WORK TO COMPLETE:
Begin with the first line of the material and write out each line exactly, ending with the line that contains "const tabs = ['当期应还', '下期待还', '还款计划'];". Pictures are not part of the copy.

--- --- ---

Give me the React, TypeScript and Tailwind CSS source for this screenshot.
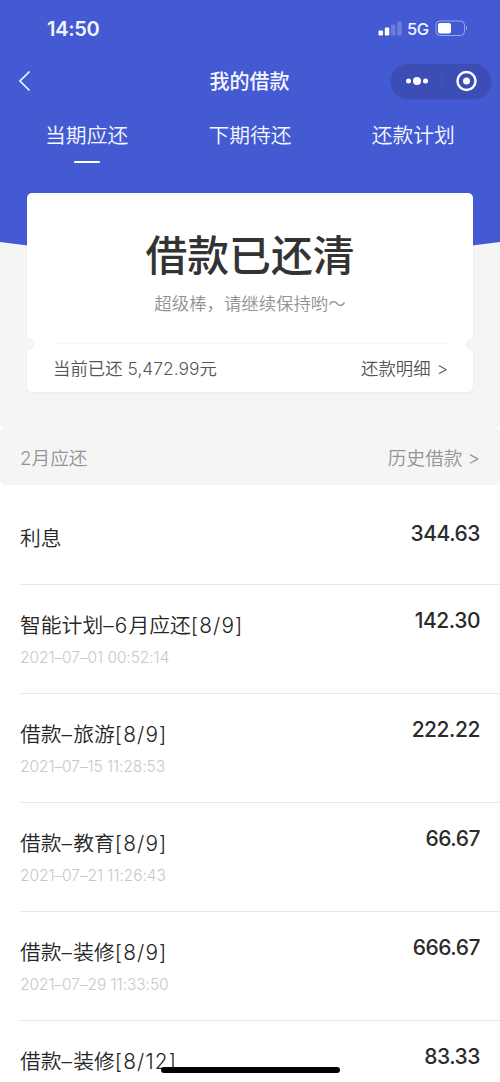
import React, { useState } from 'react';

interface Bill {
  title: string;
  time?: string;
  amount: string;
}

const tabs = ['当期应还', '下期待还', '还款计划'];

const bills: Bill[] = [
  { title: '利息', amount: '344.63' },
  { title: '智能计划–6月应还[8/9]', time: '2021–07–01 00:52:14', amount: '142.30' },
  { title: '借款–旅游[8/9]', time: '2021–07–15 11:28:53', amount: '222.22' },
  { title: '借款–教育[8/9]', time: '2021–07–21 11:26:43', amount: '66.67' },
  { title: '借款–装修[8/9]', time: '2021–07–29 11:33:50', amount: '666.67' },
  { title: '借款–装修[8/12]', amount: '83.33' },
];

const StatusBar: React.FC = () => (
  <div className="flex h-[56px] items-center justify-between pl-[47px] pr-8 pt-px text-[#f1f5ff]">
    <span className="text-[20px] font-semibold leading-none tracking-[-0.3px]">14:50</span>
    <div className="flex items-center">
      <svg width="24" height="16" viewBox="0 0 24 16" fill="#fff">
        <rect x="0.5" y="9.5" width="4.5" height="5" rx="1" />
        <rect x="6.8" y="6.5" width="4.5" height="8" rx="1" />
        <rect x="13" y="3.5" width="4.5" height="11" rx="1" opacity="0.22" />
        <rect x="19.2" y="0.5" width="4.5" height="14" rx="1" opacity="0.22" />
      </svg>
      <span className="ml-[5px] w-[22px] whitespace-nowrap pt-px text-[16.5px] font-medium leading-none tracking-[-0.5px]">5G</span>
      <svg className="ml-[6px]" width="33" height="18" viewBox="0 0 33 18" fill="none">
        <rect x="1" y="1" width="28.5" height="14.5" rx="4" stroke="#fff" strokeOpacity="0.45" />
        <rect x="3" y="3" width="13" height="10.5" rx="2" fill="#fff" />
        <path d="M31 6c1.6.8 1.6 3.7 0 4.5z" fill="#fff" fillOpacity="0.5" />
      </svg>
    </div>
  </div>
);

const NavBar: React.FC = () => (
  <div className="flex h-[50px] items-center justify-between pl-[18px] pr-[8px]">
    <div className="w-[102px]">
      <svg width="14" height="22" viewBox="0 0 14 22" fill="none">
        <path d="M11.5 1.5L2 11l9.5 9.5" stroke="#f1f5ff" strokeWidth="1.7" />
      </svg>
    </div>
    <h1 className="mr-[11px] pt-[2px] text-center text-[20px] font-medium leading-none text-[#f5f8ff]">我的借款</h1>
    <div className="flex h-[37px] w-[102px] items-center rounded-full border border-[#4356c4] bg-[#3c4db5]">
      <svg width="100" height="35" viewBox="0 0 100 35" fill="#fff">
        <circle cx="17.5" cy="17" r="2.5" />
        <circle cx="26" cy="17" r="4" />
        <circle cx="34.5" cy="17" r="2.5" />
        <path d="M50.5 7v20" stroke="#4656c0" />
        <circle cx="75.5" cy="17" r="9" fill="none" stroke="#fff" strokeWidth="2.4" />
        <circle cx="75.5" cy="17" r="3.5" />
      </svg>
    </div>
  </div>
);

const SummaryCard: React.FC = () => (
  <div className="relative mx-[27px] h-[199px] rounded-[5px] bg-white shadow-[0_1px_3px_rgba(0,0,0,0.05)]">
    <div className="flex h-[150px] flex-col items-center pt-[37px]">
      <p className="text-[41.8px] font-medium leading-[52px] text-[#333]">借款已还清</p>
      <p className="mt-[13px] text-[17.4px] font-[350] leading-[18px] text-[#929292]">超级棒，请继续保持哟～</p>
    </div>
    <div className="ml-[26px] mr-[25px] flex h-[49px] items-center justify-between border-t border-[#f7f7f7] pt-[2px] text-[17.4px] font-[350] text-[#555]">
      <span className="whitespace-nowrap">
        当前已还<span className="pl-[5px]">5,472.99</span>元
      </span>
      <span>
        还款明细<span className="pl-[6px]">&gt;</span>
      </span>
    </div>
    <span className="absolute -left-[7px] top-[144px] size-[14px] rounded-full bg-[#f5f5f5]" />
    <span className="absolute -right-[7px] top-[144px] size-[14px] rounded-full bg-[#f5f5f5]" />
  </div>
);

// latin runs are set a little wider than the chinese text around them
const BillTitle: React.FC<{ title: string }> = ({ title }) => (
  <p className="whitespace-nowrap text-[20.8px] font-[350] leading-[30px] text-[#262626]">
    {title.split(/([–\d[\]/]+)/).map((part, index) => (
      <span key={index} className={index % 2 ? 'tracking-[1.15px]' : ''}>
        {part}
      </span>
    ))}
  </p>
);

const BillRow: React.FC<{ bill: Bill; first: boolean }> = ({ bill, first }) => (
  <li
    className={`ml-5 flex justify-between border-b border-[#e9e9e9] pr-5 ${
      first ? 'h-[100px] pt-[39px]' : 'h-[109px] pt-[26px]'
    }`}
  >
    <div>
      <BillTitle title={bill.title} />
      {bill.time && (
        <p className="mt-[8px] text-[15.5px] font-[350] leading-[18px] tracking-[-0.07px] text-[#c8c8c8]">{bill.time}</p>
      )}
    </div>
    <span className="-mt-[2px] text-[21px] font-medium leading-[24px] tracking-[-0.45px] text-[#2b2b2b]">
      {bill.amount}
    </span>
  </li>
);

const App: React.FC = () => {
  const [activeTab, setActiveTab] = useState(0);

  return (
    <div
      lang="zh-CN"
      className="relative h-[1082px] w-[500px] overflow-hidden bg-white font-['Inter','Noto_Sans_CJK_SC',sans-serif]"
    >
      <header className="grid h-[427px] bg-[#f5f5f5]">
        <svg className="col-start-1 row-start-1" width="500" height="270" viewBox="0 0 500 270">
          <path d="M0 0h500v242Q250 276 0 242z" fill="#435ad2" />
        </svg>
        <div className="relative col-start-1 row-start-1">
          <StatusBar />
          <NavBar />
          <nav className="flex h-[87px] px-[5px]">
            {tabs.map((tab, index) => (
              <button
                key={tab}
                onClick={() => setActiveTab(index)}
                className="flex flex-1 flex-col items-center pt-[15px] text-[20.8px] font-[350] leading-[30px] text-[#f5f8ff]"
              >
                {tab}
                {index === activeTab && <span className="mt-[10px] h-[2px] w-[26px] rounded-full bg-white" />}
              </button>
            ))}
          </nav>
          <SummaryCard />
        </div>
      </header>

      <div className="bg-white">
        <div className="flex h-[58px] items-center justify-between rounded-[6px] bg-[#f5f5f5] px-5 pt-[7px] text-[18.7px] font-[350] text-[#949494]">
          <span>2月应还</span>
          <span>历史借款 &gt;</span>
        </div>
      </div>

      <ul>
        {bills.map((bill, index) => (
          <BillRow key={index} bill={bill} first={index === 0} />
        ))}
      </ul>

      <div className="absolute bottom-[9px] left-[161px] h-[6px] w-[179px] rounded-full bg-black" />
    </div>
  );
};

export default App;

--- --- ---

CORRECT ANSWER:
Give me the React, TypeScript and Tailwind CSS source for this screenshot.
import React, { useState } from 'react';

interface Bill {
  title: string;
  time?: string;
  amount: string;
}

const tabs = ['当期应还', '下期待还', '还款计划'];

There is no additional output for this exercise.